Knowing where their money comes from tells a great deal more about their character than knowing where their families come from. The American East Coast aristocracy saw itself as fitting into the mold of European aristocracy. But what it took the Europeans centuries to accrue, families like the Morgans and the Harrimans did in a generation, sufficient time in America's rapidly cycling class system. The difference between old and new money is, after all, purely relative: it just depends on when you start counting.

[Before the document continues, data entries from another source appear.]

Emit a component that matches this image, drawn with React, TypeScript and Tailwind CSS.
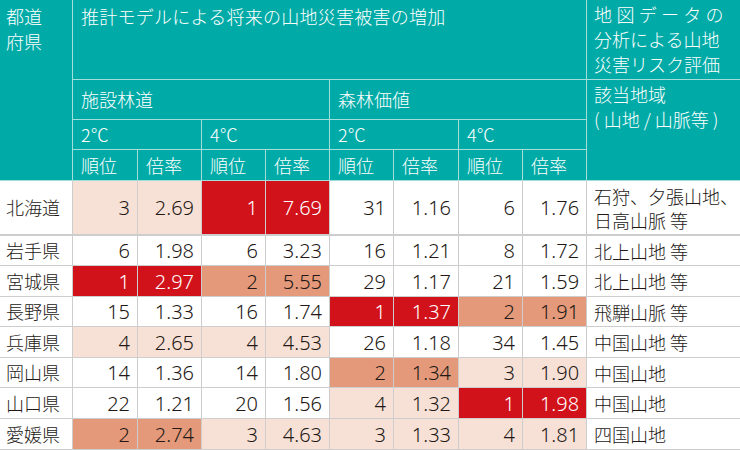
import React from "react";

type Tone = "w" | "p" | "s" | "r";
type Row = { pref: string; h: string; cells: [string, Tone][]; area: string[] };

const rows: Row[] = [
  {
    pref: "北海道",
    h: "h-[55px]",
    cells: [["3", "p"], ["2.69", "p"], ["1", "r"], ["7.69", "r"], ["31", "w"], ["1.16", "w"], ["6", "w"], ["1.76", "w"]],
    area: ["石狩、夕張山地、", "日高山脈 等"],
  },
  {
    pref: "岩手県",
    h: "h-[30px]",
    cells: [["6", "w"], ["1.98", "w"], ["6", "w"], ["3.23", "w"], ["16", "w"], ["1.21", "w"], ["8", "w"], ["1.72", "w"]],
    area: ["北上山地 等"],
  },
  {
    pref: "宮城県",
    h: "h-[31px]",
    cells: [["1", "r"], ["2.97", "r"], ["2", "s"], ["5.55", "s"], ["29", "w"], ["1.17", "w"], ["21", "w"], ["1.59", "w"]],
    area: ["北上山地 等"],
  },
  {
    pref: "長野県",
    h: "h-[30px]",
    cells: [["15", "w"], ["1.33", "w"], ["16", "w"], ["1.74", "w"], ["1", "r"], ["1.37", "r"], ["2", "s"], ["1.91", "s"]],
    area: ["飛騨山脈 等"],
  },
  {
    pref: "兵庫県",
    h: "h-[31px]",
    cells: [["4", "p"], ["2.65", "p"], ["4", "p"], ["4.53", "p"], ["26", "w"], ["1.18", "w"], ["34", "w"], ["1.45", "w"]],
    area: ["中国山地 等"],
  },
  {
    pref: "岡山県",
    h: "h-[30px]",
    cells: [["14", "w"], ["1.36", "w"], ["14", "w"], ["1.80", "w"], ["2", "s"], ["1.34", "s"], ["3", "p"], ["1.90", "p"]],
    area: ["中国山地"],
  },
  {
    pref: "山口県",
    h: "h-[31px]",
    cells: [["22", "w"], ["1.21", "w"], ["20", "w"], ["1.56", "w"], ["4", "p"], ["1.32", "p"], ["1", "r"], ["1.98", "r"]],
    area: ["中国山地"],
  },
  {
    pref: "愛媛県",
    h: "h-[31px]",
    cells: [["2", "s"], ["2.74", "s"], ["3", "p"], ["4.63", "p"], ["3", "p"], ["1.33", "p"], ["4", "p"], ["1.81", "p"]],
    area: ["四国山地"],
  },
];

const toneClass: Record<Tone, string> = {
  w: "bg-white text-[#231815]",
  p: "bg-[#f7e1d6] text-[#231815]",
  s: "bg-[#e49a7a] text-[#231815]",
  r: "bg-[#d1121b] text-white",
};

const hd = "bg-[#00aba7] text-white border-r border-b border-[#a3dedb] align-top";
const hdMid = "bg-[#00aba7] text-white border-r border-b border-[#a3dedb] align-middle pl-2";

export default function App() {
  return (
    <div className="w-[740px] h-[450px] overflow-hidden bg-white text-[18px] leading-[25px] font-light font-['Noto_Sans_CJK_JP','Noto_Sans',sans-serif]">
      <table className="table-fixed border-separate border-spacing-0 w-[740px]">
        <colgroup>
          <col className="w-[73px]" />
          <col className="w-[65px]" />
          <col className="w-[64px]" />
          <col className="w-[64px]" />
          <col className="w-[64px]" />
          <col className="w-[64px]" />
          <col className="w-[65px]" />
          <col className="w-[64px]" />
          <col className="w-[64px]" />
          <col className="w-[153px]" />
        </colgroup>
        <thead>
          <tr className="h-[80px]">
            <td rowSpan={4} className={`${hd} pl-[6px] pt-[4px]`}>
              <div>都道</div>
              <div>府県</div>
            </td>
            <td colSpan={8} className={`${hd} pl-2 pt-[4px] whitespace-nowrap tracking-[0.25px]`}>
              推計モデルによる将来の山地災害被害の増加
            </td>
            <td className="bg-[#00aba7] text-white border-b border-[#a3dedb] align-top pl-[7px] pt-[2px] whitespace-nowrap">
              <div className="tracking-[4.3px]">地図データの</div>
              <div>分析による山地</div>
              <div>災害リスク評価</div>
            </td>
          </tr>
          <tr className="h-[40px]">
            <td colSpan={4} className={hdMid}>施設林道</td>
            <td colSpan={4} className={hdMid}>森林価値</td>
            <td rowSpan={3} className="bg-[#00aba7] text-white border-b border-[#a3dedb] align-top pl-[7px] pt-[2px] whitespace-nowrap">
              <div>該当地域</div>
              <div>( 山地 / 山脈等 )</div>
            </td>
          </tr>
          <tr className="h-[30px]">
            <td colSpan={2} className={hdMid}>2℃</td>
            <td colSpan={2} className={hdMid}>4℃</td>
            <td colSpan={2} className={hdMid}>2℃</td>
            <td colSpan={2} className={hdMid}>4℃</td>
          </tr>
          <tr className="h-[31px]">
            {Array.from({ length: 4 }).map((_, i) => (
              <React.Fragment key={i}>
                <td className={hdMid}>順位</td>
                <td className={hdMid}>倍率</td>
              </React.Fragment>
            ))}
          </tr>
        </thead>
        <tbody>
          {rows.map((r, ri) => {
            const bb = ri === 0 ? "border-b-2" : "border-b";
            return (
              <tr key={r.pref} className={r.h}>
                <td className={`${bb} border-r border-[#cdcdcd] pl-[6px] text-[#231815] align-middle`}>{r.pref}</td>
                {r.cells.map(([v, t], ci) => (
                  <td
                    key={ci}
                    className={`${bb} border-r border-[#cdcdcd] pr-[7px] text-right align-middle text-[20px] leading-[25px] font-['Noto_Sans','Open_Sans',sans-serif] ${toneClass[t]}`}
                  >
                    {v}
                  </td>
                ))}
                <td className={`${bb} border-[#cdcdcd] pl-[7px] text-[#231815] align-middle leading-[24px]`}>
                  {r.area.map((a) => (
                    <div key={a} className="whitespace-nowrap">{a}</div>
                  ))}
                </td>
              </tr>
            );
          })}
        </tbody>
      </table>
    </div>
  );
}
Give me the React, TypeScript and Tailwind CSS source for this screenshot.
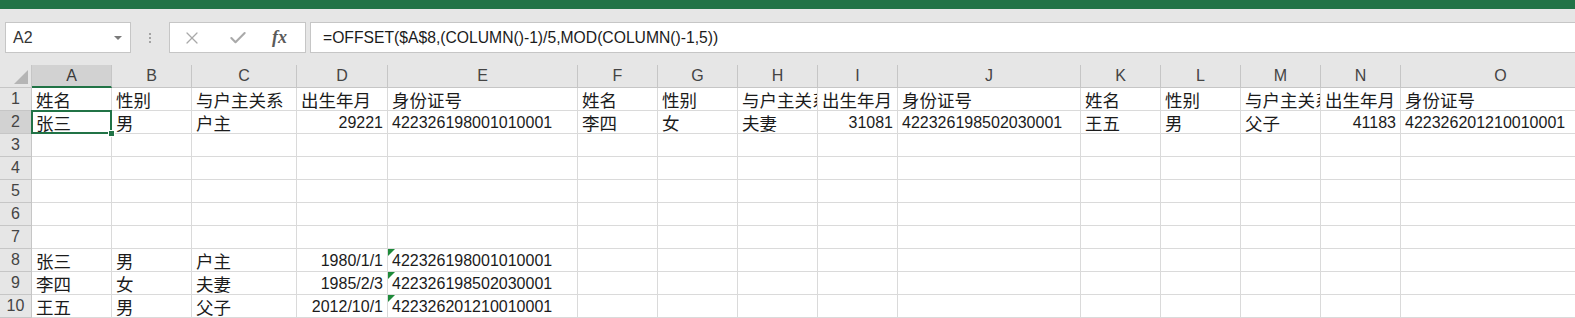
import { X, Check } from 'lucide-react';

const colNames = ['A', 'B', 'C', 'D', 'E', 'F', 'G', 'H', 'I', 'J', 'K', 'L', 'M', 'N', 'O'];

const head = ['姓名', '性别', '与户主关系', '出生年月', '身份证号'];

const rows: string[][] = [
    [...head, ...head, ...head],
    ['张三', '男', '户主', '29221', '422326198001010001', '李四', '女', '夫妻', '31081', '422326198502030001', '王五', '男', '父子', '41183', '422326201210010001'],
    [],
    [],
    [],
    [],
    [],
    ['张三', '男', '户主', '1980/1/1', '422326198001010001'],
    ['李四', '女', '夫妻', '1985/2/3', '422326198502030001'],
    ['王五', '男', '父子', '2012/10/1', '422326201210010001'],
];

// date / serial columns are right aligned
const rightCols = [3, 8, 13];

function Cell({ text, col, row }: { text: string; col: number; row: number }) {
    const isNum = /^[0-9/]+$/.test(text);
    const right = isNum && rightCols.includes(col);
    const selected = row === 1 && col === 0;
    const flag = row >= 7 && col === 4 && text !== '';
    return (
        <div
            className={`relative flex h-[23px] items-center border-r border-b border-[#dadada] bg-white pl-[4px] ${
                right ? 'justify-end pr-[4px]' : 'justify-start'
            } ${selected ? 'overflow-visible' : 'overflow-hidden'}`}
        >
            <span
                className={`whitespace-nowrap text-[#1b1b1b] ${
                    isNum
                        ? "font-['Liberation_Sans',sans-serif] text-[16px] leading-[23px]"
                        : "font-['Noto_Sans_CJK_SC',sans-serif] text-[17.5px] leading-[23px]"
                }`}
            >
                {text}
            </span>
            {flag && (
                <span className="absolute top-0 left-0 h-0 w-0 border-t-[7px] border-r-[7px] border-t-[#1e8a3a] border-r-transparent" />
            )}
            {selected && (
                <>
                    <span className="pointer-events-none absolute top-[-1px] left-[-1px] right-[-1px] bottom-[-1px] z-10 border-2 border-[#217346]" />
                    <span className="absolute right-[-4px] bottom-[-4px] z-20 h-[7px] w-[7px] border border-white bg-[#217346]" />
                </>
            )}
        </div>
    );
}

export default function App() {
    return (
        <div className="h-[318px] w-[1575px] overflow-hidden bg-white">
            <div className="h-[9px] bg-[#217346]" />
            <div className="flex h-[56px] items-start gap-0 bg-[#e6e6e6] pt-[13px]">
                <div className="ml-[5px] flex h-[31px] w-[126px] items-center justify-between border border-[#c6c6c6] bg-white pr-[8px] pl-[7px]">
                    <span className="font-['Liberation_Sans',sans-serif] text-[16px] text-[#333]">A2</span>
                    <span className="h-0 w-0 border-t-[4px] border-r-[4px] border-l-[4px] border-t-[#7a7a7a] border-r-transparent border-l-transparent" />
                </div>
                <div className="flex h-[31px] w-[38px] flex-col items-center justify-center gap-[2px]">
                    <span className="h-[2px] w-[2px] bg-[#a3a3a3]" />
                    <span className="h-[2px] w-[2px] bg-[#a3a3a3]" />
                    <span className="h-[2px] w-[2px] bg-[#a3a3a3]" />
                </div>
                <div className="flex h-[31px] w-[137px] items-center border border-[#c6c6c6] bg-white">
                    <X className="ml-[12px] h-[20px] w-[20px] text-[#a9a9a9]" strokeWidth={1.5} />
                    <Check className="ml-[26px] h-[20px] w-[20px] text-[#a9a9a9]" strokeWidth={2.5} />
                    <span className="ml-[24px] font-['Liberation_Serif',serif] text-[18px] font-bold italic text-[#5a5a5a]">fx</span>
                </div>
                <div className="ml-[4px] flex h-[31px] flex-1 items-center border-y border-l border-[#c6c6c6] bg-white pl-[12px]">
                    <span className="font-['Liberation_Sans',sans-serif] text-[15.7px] text-[#1b1b1b]">
                        =OFFSET($A$8,(COLUMN()-1)/5,MOD(COLUMN()-1,5))
                    </span>
                </div>
            </div>
            <div className="grid grid-cols-[32px_80px_80px_105px_91px_190px_80px_80px_80px_80px_183px_80px_80px_80px_80px_200px]">
                {/* corner */}
                <div className="relative h-[23px] border-r border-b border-[#c6c6c6] bg-[#e6e6e6]">
                    <svg className="absolute right-[3px] bottom-[3px]" width="14" height="14" viewBox="0 0 14 14">
                        <polygon points="14,0 14,14 0,14" fill="#b5b5b5" />
                    </svg>
                </div>
                {colNames.map((c, i) => (
                    <div
                        key={c}
                        className={`flex h-[23px] items-center justify-center border-r font-['Liberation_Sans',sans-serif] text-[16px] ${
                            i === 0
                                ? 'border-b-2 border-r-[#c6c6c6] border-b-[#217346] bg-[#d2d2d2] text-[#3a3a3a]'
                                : 'border-b border-[#c6c6c6] bg-[#e6e6e6] text-[#444]'
                        }`}
                    >
                        {c}
                    </div>
                ))}
                {rows.map((r, ri) => (
                    <Row key={ri} cells={r} row={ri} />
                ))}
            </div>
        </div>
    );
}

function Row({ cells, row }: { cells: string[]; row: number }) {
    return (
        <>
            <div
                className={`flex h-[23px] items-center justify-center border-r border-b border-[#c6c6c6] font-['Liberation_Sans',sans-serif] text-[16px] text-[#444] ${
                    row === 1 ? 'bg-[#d2d2d2]' : 'bg-[#e6e6e6]'
                }`}
            >
                {row + 1}
            </div>
            {colNames.map((_, ci) => (
                <Cell key={ci} text={cells[ci] ?? ''} col={ci} row={row} />
            ))}
        </>
    );
}
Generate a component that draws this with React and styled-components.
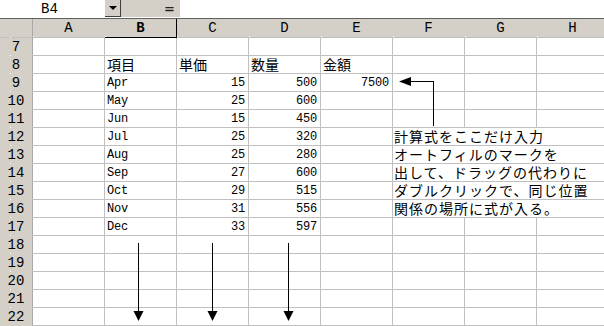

After Pad Rumsey's death Mary Harriman bought an estate on Sands Point, at the tip of Manhasset, Long Island, and spent several years building a replica of a Norman castle. In April 1923 Scott and Zelda would attend lavish parties at Mrs. Rumsey's estate, where they also met Tommy Hitchcock. When he was transposed into fiction Hitchcock would retain his first name and his skill at polo but not his honor, becoming a frequently acknowledged model for the dishonorable and malicious Tom Buchanan. “The Rumseys and Hitchcocks” are a frequent footnote to the genesis of
The Great Gatsby
(although many erroneously say that the Fitzgeralds knew Charles Rumsey, when they knew only his widow), but merely explaining who these people were overlooks a gleam in history: that two days after his return to New York, on the very day
Tales of the Jazz Age
was published, Fitzgerald was reading of Charles Rumsey's death in one of the car crashes that were becoming all too common on Long Island in 1922.